したがって,控訴人の上記①の譲渡の主張は理由がない。
(2) 上記②について
控訴人の上記②の追認の主張は,仮に上記①の譲渡の主張が認められないとしても,Aは,平成15年6月ころ,控訴人代表者が本件特許を受ける権利の権利者であることを追認したから,控訴人は本件発明についての特許を受ける権利を有していたものであり,追認の対象は,「本件特許を受ける権利の承継」であるというものであるが,その権利の承継がいつ,いかなる態様でされたのかその主張自体から明らかではない。また,仮に控訴人の上記②の追認の主張は,Aが本件発明についての特許を受ける権利を控訴人に承継させる意思表示をしたことを意味するのであるとすれば,上記①の譲渡の主張との実質的な違いは明らかとはいえないのみならず,Aにおいて控訴人が本件発明に係る特許出願等につき日立ディスプレイズと本件特許等を対象としたライセンス契約を締結し,ライセンス料を受領することを容認していた事実があるからといってAが本件発明についての特許を受ける権利を控訴人に承継させる意思表示をしたことの根拠となるものではなく,他にこれを認めるに足りる証拠はない(かえって,上記事実は,Aが控訴人代表者又は控訴人の名義を借りて特許出願をしていたこと(原判決62頁20行目から63頁8行目)をうかがわせるものといえる。)。
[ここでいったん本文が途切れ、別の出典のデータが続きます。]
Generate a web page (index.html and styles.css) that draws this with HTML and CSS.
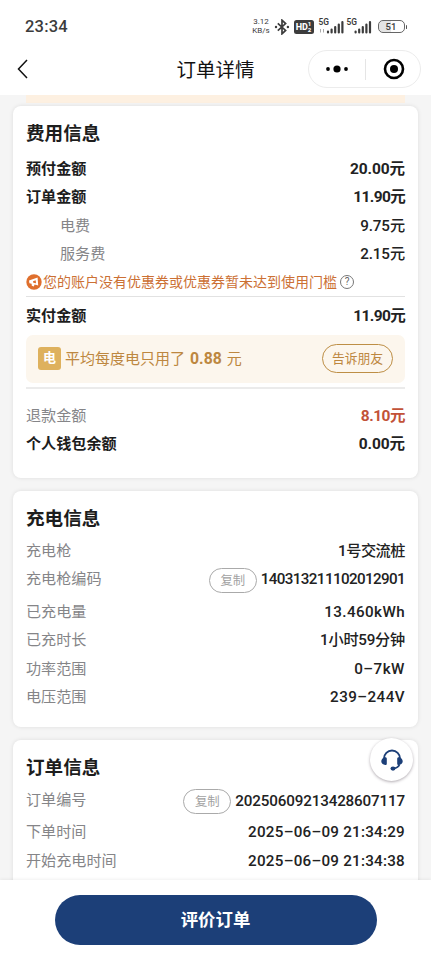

したがって,控訴人の上記②の追認の主張は,理由がない。
(3) 小括
以上によれば,本件特許には特許法123条1項6号の無効理由は存在しないとの控訴人の主張は,採用することができない。
なお,被控訴人らは,控訴人の上記主張は,時機に後れた攻撃防御方法(民訴法157条1項)として,却下されるべきものである旨主張する。
しかしながら,控訴人の上記主張は控訴理由書(2015年(平成27年)6月15日付け)に記載されたものであること,被控訴人は答弁書(同年9月2日付け)で,被控訴人補助参加人は補助参加人準備書面(1)(同年8月31日付け)でそれぞれ認否反論を行ったこと,これに対し控訴人は,控訴人第1準備書面(同年10月19日付け)で再反論を行ったこと,当裁判所は,同日開いた本件口頭弁論期日において口頭弁論を終結したことからすると,控訴人の上記主張により「訴訟の完結を遅延させることとなる」もの(民訴法157条1項)とは認められないから,被控訴人らの上記主張は理由がない。
3 結論
以上の次第であるから,控訴人の請求を棄却した原判決は相当であり,本件控訴は理由がないからこれを棄却することとし,主文のとおり判決する。